The Null Device
Foreign Policy magazine has some photographs from Afghanistan in the 1950s. The photographs, from a book published by Afghanistan's planning ministry, show a modern country, or a country aspiring to modernity, along European/American lines, with universities and hospitals, buses and radio stations; women in Western attire (some wearing headscarves) work in offices and factories, and teenagers hang around in record shops checking out the latest beat combos. This world, of course, was annihilated by the decades of conflict and brutal fundamentalism that began with the Soviet invasion. It's all the more heartbreaking to think that such a world existed and to compare it to what's happening there now, and to know that there was a time in living memory when Afghanistan wasn't a hellhole of war and brutality.
A half-century ago, Afghan women pursued careers in medicine; men and women mingled casually at movie theaters and university campuses in Kabul; factories in the suburbs churned out textiles and other goods. There was a tradition of law and order, and a government capable of undertaking large national infrastructure projects, like building hydropower stations and roads, albeit with outside help. Ordinary people had a sense of hope, a belief that education could open opportunities for all, a conviction that a bright future lay ahead. All that has been destroyed by three decades of war, but it was real.

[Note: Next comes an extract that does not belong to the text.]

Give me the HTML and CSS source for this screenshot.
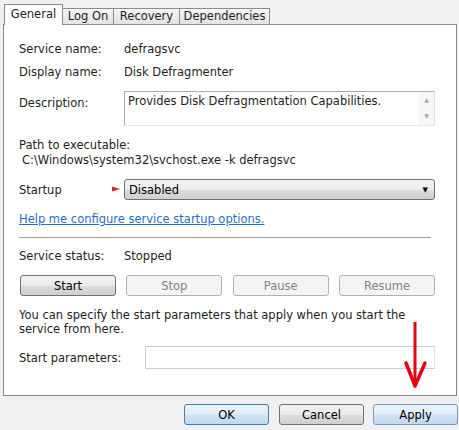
FILE: index.html
```html
<!DOCTYPE html>
<html lang="en">
<head>
  <meta charset="UTF-8">
  <title>Disk Defragmenter Properties</title>
  <link rel="stylesheet" href="styles.css">
</head>
<body>
  <div class="dialog">
    <div class="tabs">
      <span class="tab active">General</span>
      <span class="tab tabLogOn">Log On</span>
      <span class="tab tabRecovery">Recovery</span>
      <span class="tab tabDeps">Dependencies</span>
    </div>

    <div class="panel">
      <div class="row"><span class="label">Service name:</span><span>defragsvc</span></div>
      <div class="row gap9"><span class="label">Display name:</span><span>Disk Defragmenter</span></div>
      <div class="row descRow">
        <span class="label descLabel">Description:</span>
        <div class="descBox">
          <span class="descText">Provides Disk Defragmentation Capabilities.</span>
          <div class="scroll"><span>&#9650;</span><span>&#9660;</span></div>
        </div>
      </div>
      <div class="pathLabel">Path to executable:</div>
      <div class="pathValue">C:\Windows\system32\svchost.exe -k defragsvc</div>
      <div class="row startupRow">
        <span class="label">Startup</span>
        <div class="select"><span>Disabled</span><span class="caret">&#9660;</span></div>
      </div>
      <a class="link" href="#">Help me configure service startup options.</a>
      <div class="rule"></div>
      <div class="row statusRow"><span class="label">Service status:</span><span>Stopped</span></div>
      <div class="actions">
        <button class="btn">Start</button>
        <button class="btn" disabled>Stop</button>
        <button class="btn" disabled>Pause</button>
        <button class="btn" disabled>Resume</button>
      </div>
      <p class="note">You can specify the start parameters that apply when you start the service from here.</p>
      <div class="row paramRow">
        <span class="label paramLabel">Start parameters:</span>
        <div class="paramInput"></div>
      </div>
    </div>

    <div class="footer">
      <button class="btn btnBlue okBtn">OK</button>
      <button class="btn">Cancel</button>
      <button class="btn btnBlue applyBtn">Apply</button>
    </div>

    <!-- red annotation arrows drawn over the screenshot -->
    <svg class="arrows" width="459" height="430" viewBox="0 0 459 430">
      <defs>
        <linearGradient id="fade" x1="0" x2="1" y1="0" y2="0">
          <stop offset="0" stop-color="#f08a95"/>
          <stop offset="1" stop-color="#e51e30"/>
        </linearGradient>
      </defs>
      <line x1="97" y1="189" x2="116" y2="189" stroke="url(#fade)" stroke-width="1.6"/>
      <path d="M112 186.5 L120 189 L112 191.5 Z" fill="#e51e30"/>
      <line x1="415" y1="322" x2="415" y2="382" stroke="#e30613" stroke-width="3"/>
      <path d="M406 363 L415 386 L425 363" fill="none" stroke="#e30613" stroke-width="3.5" stroke-linejoin="round" stroke-linecap="round"/>
    </svg>
  </div>
</body>
</html>
```

FILE: styles.css
```css
body {
  margin: 0;
  background: #f0f0f0;
  font: 11.5px "DejaVu Sans", sans-serif;
  color: #1e1e1e;
}
.dialog {
  position: relative;
  width: 459px;
  height: 430px;
  overflow: hidden;
}
.tabs {
  display: flex;
  align-items: flex-end;
  height: 24px;
  padding-left: 4px;
}
.tab {
  box-sizing: border-box;
  height: 16px;
  line-height: 15px;
  text-align: center;
  border: 1px solid #898c95;
  border-left: none;
  border-bottom: none;
  background: linear-gradient(#f5f5f5, #e3e3e3);
}
.tab.active {
  position: relative;
  z-index: 1;
  width: 59px;
  height: 21px;
  line-height: 18px;
  margin-bottom: -1px;
  border-left: 1px solid #898c95;
  background: #fff;
}
.tabLogOn { width: 51px; }
.tabRecovery { width: 66px; }
.tabDeps { width: 90px; }

.panel {
  box-sizing: border-box;
  width: 454px;
  height: 372px;
  margin-left: 3px;
  padding: 17px 0 0 15px;
  border: 1px solid #898c95;
  background: #fff;
  line-height: 14px;
}
.row {
  display: flex;
  align-items: center;
}
.label {
  width: 105px;
  flex: none;
}
.gap9 { margin-top: 9px; }
.descRow {
  margin-top: 12px;
  align-items: flex-start;
}
.descLabel { padding-top: 5px; }
.descBox {
  box-sizing: border-box;
  display: flex;
  justify-content: space-between;
  width: 311px;
  height: 35px;
  border: 1px solid #abadb3;
  border-right-color: #dbdfe6;
  border-bottom-color: #e3e9ef;
}
.descText { padding: 2px 0 0 3px; }
.scroll {
  display: flex;
  flex-direction: column;
  justify-content: space-between;
  width: 15px;
  padding: 4px 0 5px;
  background: #f7f7f7;
  color: #a6a6a6;
  font-size: 6px;
  line-height: 8px;
  text-align: center;
}
.pathLabel { margin-top: 12px; }
.pathValue {
  margin-top: 1px;
  padding-left: 3px;
}
.startupRow { margin-top: 12px; }
.select {
  box-sizing: border-box;
  display: flex;
  justify-content: space-between;
  align-items: center;
  width: 311px;
  height: 21px;
  padding: 0 6px 0 4px;
  border: 1px solid #707070;
  border-radius: 3px;
  background: linear-gradient(#f2f2f2 0%, #ebebeb 50%, #dddddd 51%, #cfcfcf 100%);
  color: #000;
}
.caret { font-size: 7px; }
.link {
  display: block;
  width: max-content;
  margin-top: 12px;
  color: #1f6fc5;
}
.rule {
  width: 412px;
  height: 1px;
  margin-top: 11px;
  background: #a0a0a0;
  border-bottom: 1px solid #fff;
}
.statusRow { margin-top: 10px; }
.actions {
  display: flex;
  justify-content: space-between;
  width: 415px;
  margin: 12px 0 0 1px;
}
.btn {
  box-sizing: border-box;
  width: 96px;
  height: 21px;
  padding: 0;
  border: 1px solid #707070;
  border-radius: 3px;
  background: linear-gradient(#f2f2f2 0%, #ebebeb 50%, #dddddd 51%, #cfcfcf 100%);
  font: inherit;
  color: #000;
}
.btn:disabled {
  border-color: #adb2b5;
  background: #f4f4f4;
  color: #838383;
}
.note {
  width: 416px;
  margin: 12px 0 0;
}
.paramRow { margin-top: 10px; }
.paramLabel { width: 126px; }
.paramInput {
  box-sizing: border-box;
  width: 290px;
  height: 23px;
  border: 1px solid #c9cbd0;
  border-right-color: #e1e3e7;
}
.footer {
  display: flex;
  justify-content: flex-end;
  gap: 9px;
  padding: 8px 1px 0 0;
}
.footer .btn { width: 85px; }
.okBtn { margin-right: 1px; }
.btnBlue {
  border-color: #3c7fb1;
  background: linear-gradient(#edf5fb 0%, #dcebf6 50%, #cfe3f2 51%, #c0d9ee 100%);
}
.applyBtn { border-color: #6d9cc0; }
.arrows {
  position: absolute;
  left: 0;
  top: 0;
  pointer-events: none;
}
```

Some captions in the book are difficult to read today: "Afghanistan's racial diversity has little meaning except to an ethnologist. Ask any Afghan to identify a neighbor and he calls him only a brother." "Skilled workers like these press operators are building new standards for themselves and their country." "Hundreds of Afghan youngsters take active part in Scout programs." But it is important to know that disorder, terrorism, and violence against schools that educate girls are not inevitable. I want to show Afghanistan's youth of today how their parents and grandparents really lived.